UNICEF chief decries devastating impact of Boko Haram insurgency on children


By Tiamiyu Arobani

New York  –  Anthony Lake, UNICEF Executive Director, on Tuesday, said the brutal years of Boko Haram insurgency had left a devastating impact on the children in northeast Nigeria.

Lake stated this in a statement issued on Tuesday in New York on the situation of children in northeast, Nigeria.

“The violent conflict in northeast Nigeria has left children severely malnourished and at risk of death.

“In the three worst-affected states of Borno, Yobe and Adamawa, farming has been disrupted and crops destroyed, food reserves depleted and often pillaged, and livestock killed or abandoned.

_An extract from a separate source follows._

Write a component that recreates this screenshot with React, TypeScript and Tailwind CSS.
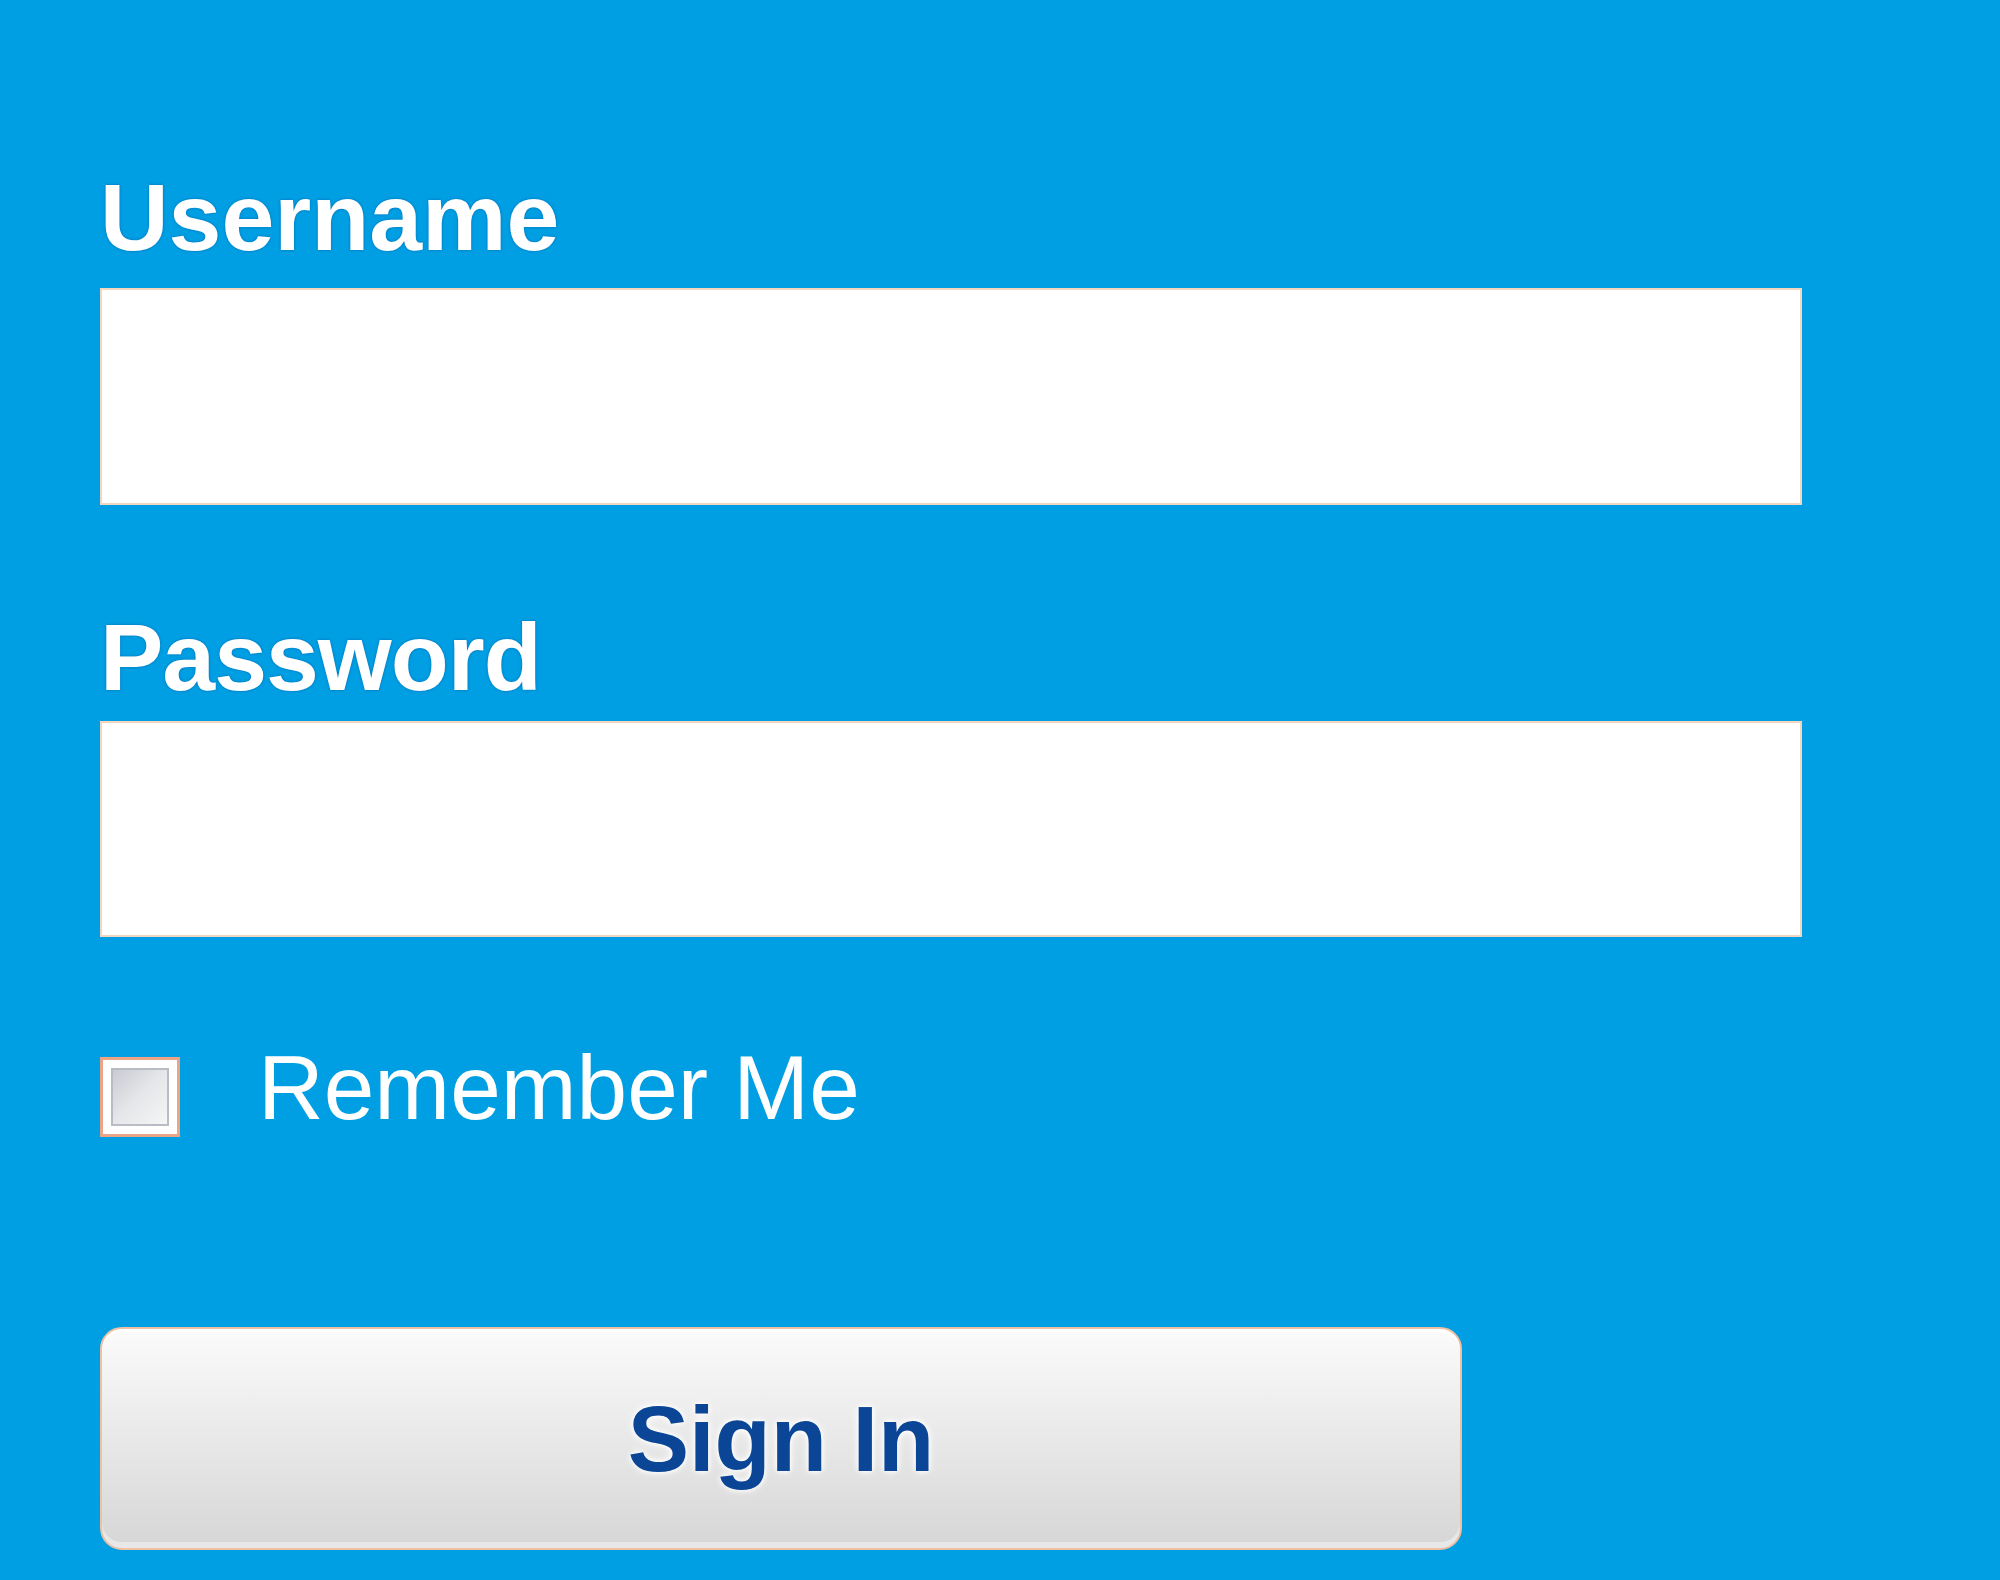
import { useState } from "react";

const labelFont = "font-['Liberation_Sans',Arial,sans-serif]";

export default function App() {
  const [remember, setRemember] = useState(false);

  return (
    <div className={`min-h-[1580px] w-full bg-[#009fe3] ${labelFont}`}>
      <form
        onSubmit={(e) => e.preventDefault()}
        className="flex w-[1702px] flex-col pl-[100px] pt-[170px]"
      >
        <label
          htmlFor="username"
          className="block text-[95px] font-bold leading-none text-white [text-shadow:0_0_3px_rgba(0,60,140,0.5)]"
        >
          Username
        </label>
        <input
          id="username"
          type="text"
          className="mt-[23px] block h-[217px] w-[1702px] border-2 border-[#f3d6bf] bg-white px-6 text-[80px] outline-none"
        />

        <label
          htmlFor="password"
          className="mt-[105px] block text-[95px] font-bold leading-none tracking-[-1px] text-white [text-shadow:0_0_3px_rgba(0,60,140,0.5)]"
        >
          Password
        </label>
        <input
          id="password"
          type="password"
          className="mt-[16px] block h-[216px] w-[1702px] border-2 border-[#f3d6bf] bg-white px-6 text-[80px] outline-none"
        />

        <label className="mt-[105px] flex cursor-pointer items-start">
          <span
            onClick={() => setRemember(!remember)}
            className="mt-[15px] flex h-[80px] w-[80px] shrink-0 items-center justify-center border-[3px] border-[#e9a585] bg-white p-[8px]"
          >
            <span className="block h-full w-full border-2 border-[#b9bcc4] bg-gradient-to-br from-[#c9cbd1] via-[#e6e7ea] to-[#f5f5f5]">
              {remember && (
                <span className="block text-center text-[48px] leading-[56px] text-[#333]">
                  ✓
                </span>
              )}
            </span>
          </span>
          <span className="ml-[78px] text-[91px] leading-none text-white">
            Remember Me
          </span>
        </label>

        <button
          type="submit"
          className="mt-[190px] flex h-[223px] w-[1362px] items-center justify-center rounded-[22px] border-2 border-[#f0c0a2] bg-gradient-to-b from-[#fbfbfb] to-[#d6d6d6] text-[92px] font-bold text-[#0b4596] shadow-[inset_0_3px_0_#ffffff,inset_0_-6px_0_#e8e8e8] [text-shadow:0_0_5px_#ffffff,0_0_8px_#ffffff]"
        >
          Sign In
        </button>
      </form>
    </div>
  );
}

“In Borno, where the fighting has been most brutal, 75 per cent of the water and sanitation infrastructure and 30 per cent of all health facilities have been destroyed, looted or damaged.

“The impact on children is devastating.

“We estimate that 400,000 children will suffer from severe acute malnutrition over the next year in the three affected states,” he said.

According to him, if the children do not receive the treatment they need, one in five  will die from cases of diarrhoea, malaria or pneumonia which are on the rise.

“These figures represent only a fraction of the suffering. Large areas of Borno state are completely inaccessible to any kind of humanitarian assistance. We are extremely concerned about the children trapped in these areas.

“We are making a difference in the areas we can reach. With the World Food Programme and other partners, we are treating acutely malnourished children.”

He explained that UNICEF and other aid agencies and partners are vaccinating children against measles and polio and are providing safe water and sanitation services.

“But this is nowhere close to enough.

“Without adequate resources and without safe access, we and our partners will be unable to reach children whose lives are at imminent risk.

“What is already a crisis can become a catastrophe,” the UNICEF chief said.